Repeat exactly, and only, the lines from the one that contains "Output the component" to the one that contains "string; value: string;", both ends included. Omit every picture.

● **Record set**:
○ ○ ○ ○
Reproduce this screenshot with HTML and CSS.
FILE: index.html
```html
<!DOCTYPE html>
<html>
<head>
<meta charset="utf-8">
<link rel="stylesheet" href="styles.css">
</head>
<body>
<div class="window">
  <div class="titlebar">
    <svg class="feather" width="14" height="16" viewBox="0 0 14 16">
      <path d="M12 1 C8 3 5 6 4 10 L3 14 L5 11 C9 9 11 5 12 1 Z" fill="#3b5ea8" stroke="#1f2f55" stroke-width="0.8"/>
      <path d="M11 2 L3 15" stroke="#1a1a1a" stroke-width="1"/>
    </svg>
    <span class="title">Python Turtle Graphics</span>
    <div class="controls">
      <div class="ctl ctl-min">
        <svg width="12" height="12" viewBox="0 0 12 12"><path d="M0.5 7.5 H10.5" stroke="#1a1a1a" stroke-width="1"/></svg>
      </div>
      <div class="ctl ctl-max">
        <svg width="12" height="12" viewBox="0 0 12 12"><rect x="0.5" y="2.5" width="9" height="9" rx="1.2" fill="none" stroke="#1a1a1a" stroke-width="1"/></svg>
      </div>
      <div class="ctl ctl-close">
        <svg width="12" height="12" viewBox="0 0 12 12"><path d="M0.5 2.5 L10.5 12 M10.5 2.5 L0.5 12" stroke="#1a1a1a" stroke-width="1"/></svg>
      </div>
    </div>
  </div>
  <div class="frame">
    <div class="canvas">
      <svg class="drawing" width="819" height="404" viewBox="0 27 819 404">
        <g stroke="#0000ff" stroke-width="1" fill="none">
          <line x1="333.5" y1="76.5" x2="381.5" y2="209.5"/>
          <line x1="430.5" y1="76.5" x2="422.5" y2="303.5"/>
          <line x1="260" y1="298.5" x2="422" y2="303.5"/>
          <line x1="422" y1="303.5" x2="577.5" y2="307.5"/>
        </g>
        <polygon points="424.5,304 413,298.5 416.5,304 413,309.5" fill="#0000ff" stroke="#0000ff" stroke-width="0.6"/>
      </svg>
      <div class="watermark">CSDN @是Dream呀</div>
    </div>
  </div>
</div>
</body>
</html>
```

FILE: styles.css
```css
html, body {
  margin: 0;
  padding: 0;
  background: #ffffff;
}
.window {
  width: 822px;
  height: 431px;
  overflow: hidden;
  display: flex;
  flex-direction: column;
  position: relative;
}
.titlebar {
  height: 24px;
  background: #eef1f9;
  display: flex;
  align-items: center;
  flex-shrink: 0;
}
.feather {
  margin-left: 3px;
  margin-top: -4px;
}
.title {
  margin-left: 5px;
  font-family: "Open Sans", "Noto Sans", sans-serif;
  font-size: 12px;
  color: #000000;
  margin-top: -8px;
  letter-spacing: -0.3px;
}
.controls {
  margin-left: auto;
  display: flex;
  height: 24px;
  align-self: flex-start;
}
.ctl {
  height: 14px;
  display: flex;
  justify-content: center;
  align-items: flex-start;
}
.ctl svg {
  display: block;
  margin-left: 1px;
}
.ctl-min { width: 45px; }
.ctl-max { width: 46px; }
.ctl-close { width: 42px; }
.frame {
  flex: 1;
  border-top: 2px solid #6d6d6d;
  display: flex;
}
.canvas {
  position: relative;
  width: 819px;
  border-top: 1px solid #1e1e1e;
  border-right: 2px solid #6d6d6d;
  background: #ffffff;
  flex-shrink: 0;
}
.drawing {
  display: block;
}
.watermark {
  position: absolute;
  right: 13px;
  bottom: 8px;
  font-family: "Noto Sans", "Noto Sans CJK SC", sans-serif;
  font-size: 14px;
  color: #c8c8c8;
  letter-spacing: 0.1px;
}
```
○ ○ ○ ○
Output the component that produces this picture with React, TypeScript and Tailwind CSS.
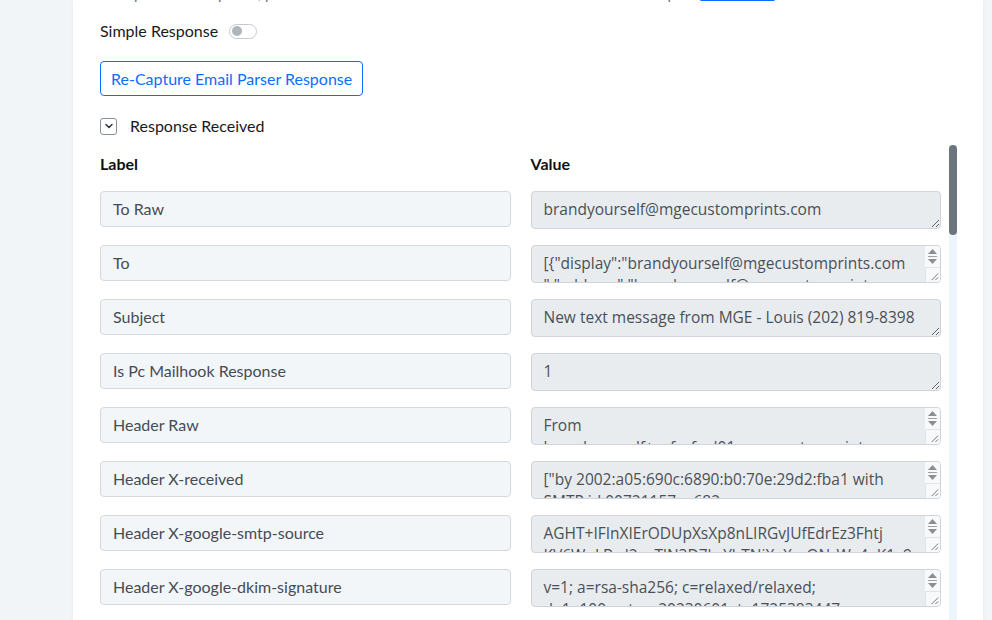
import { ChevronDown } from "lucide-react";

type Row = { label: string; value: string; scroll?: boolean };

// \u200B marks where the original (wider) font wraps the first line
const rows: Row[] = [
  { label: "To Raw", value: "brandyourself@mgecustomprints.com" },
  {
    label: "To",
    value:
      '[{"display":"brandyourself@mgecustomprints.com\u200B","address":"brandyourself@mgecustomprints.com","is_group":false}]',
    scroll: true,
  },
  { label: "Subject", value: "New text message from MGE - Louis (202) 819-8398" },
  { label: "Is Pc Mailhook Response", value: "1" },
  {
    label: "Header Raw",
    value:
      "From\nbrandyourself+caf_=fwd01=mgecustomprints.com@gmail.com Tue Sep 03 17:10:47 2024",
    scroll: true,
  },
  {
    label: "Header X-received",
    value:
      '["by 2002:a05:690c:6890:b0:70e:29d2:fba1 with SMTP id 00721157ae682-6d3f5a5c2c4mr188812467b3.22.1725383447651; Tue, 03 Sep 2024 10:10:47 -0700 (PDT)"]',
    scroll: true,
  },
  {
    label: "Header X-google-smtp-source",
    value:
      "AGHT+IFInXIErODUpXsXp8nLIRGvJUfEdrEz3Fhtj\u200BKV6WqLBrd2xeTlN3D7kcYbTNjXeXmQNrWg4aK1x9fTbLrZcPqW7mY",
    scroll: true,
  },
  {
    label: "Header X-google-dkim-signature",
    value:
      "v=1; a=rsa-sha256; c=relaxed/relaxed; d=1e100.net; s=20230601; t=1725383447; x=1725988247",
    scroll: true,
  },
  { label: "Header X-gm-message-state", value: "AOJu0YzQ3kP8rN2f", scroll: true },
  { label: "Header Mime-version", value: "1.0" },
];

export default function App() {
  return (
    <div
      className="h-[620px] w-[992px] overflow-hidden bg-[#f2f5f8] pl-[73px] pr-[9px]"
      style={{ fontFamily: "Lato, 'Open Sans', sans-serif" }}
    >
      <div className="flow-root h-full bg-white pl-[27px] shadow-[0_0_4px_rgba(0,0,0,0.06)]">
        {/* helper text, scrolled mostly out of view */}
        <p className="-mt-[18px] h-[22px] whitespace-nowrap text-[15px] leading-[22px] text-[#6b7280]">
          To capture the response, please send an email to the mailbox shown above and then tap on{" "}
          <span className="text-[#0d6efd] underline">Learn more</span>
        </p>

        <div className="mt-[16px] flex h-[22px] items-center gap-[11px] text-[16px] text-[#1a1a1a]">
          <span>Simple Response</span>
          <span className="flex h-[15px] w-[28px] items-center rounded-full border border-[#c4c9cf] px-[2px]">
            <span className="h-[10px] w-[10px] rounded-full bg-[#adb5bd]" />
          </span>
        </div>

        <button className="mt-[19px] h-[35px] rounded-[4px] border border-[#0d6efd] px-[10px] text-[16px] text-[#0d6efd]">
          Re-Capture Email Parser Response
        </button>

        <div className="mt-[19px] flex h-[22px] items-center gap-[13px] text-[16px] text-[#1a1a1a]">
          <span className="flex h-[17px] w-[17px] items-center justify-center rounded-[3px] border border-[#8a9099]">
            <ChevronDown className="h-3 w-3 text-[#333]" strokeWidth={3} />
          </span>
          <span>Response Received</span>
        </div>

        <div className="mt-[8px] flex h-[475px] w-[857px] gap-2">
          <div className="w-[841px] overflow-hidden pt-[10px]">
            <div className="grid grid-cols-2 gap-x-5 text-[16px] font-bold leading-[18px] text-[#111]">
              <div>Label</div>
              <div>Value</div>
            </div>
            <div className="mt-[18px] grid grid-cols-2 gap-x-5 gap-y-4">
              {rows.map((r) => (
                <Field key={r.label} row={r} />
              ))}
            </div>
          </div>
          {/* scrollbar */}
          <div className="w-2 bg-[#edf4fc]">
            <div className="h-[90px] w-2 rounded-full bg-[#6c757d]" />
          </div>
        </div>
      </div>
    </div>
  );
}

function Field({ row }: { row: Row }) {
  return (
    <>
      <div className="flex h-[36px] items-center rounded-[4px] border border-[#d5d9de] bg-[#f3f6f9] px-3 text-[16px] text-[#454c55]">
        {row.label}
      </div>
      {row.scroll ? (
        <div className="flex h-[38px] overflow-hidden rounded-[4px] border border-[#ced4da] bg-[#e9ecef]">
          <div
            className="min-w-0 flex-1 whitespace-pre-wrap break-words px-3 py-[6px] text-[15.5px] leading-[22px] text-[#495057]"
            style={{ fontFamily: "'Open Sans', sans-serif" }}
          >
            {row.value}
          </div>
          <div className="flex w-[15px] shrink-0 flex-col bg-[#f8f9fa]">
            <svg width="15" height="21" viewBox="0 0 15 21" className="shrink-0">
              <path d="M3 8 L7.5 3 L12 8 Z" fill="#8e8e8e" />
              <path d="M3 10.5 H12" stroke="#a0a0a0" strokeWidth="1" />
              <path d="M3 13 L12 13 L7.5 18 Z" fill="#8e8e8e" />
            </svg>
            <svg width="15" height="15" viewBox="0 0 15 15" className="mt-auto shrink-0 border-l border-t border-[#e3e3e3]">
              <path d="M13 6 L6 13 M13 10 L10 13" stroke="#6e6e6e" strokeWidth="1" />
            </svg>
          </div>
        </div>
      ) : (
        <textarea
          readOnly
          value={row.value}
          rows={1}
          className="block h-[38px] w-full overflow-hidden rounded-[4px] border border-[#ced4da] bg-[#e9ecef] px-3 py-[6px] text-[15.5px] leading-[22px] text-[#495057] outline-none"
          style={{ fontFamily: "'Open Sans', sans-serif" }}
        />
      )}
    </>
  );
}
○ ○ ○ ○
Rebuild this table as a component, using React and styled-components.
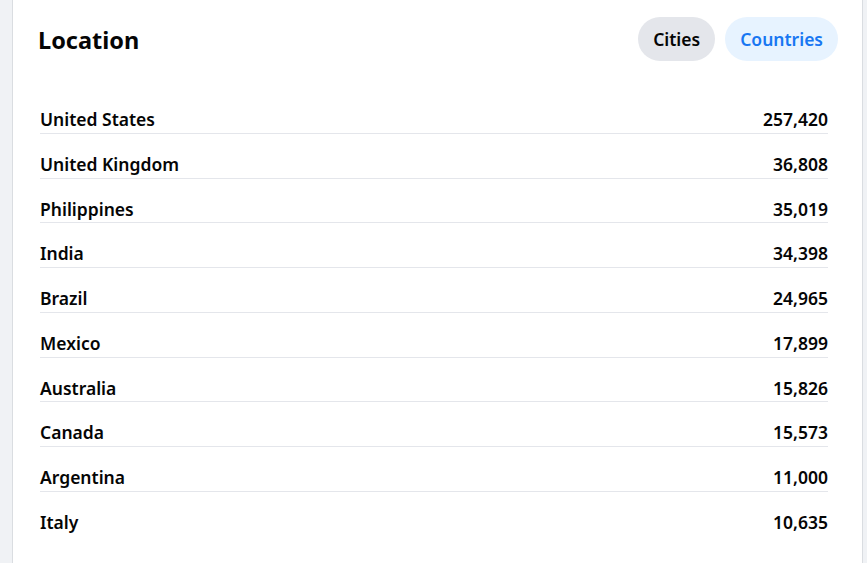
○ ○ ○ ○
● **Finished exercise**:
Output the component that produces this picture with React, TypeScript and Tailwind CSS.
import { ChevronDown } from "lucide-react";

type Row = { label: string; value: string; scroll?: boolean };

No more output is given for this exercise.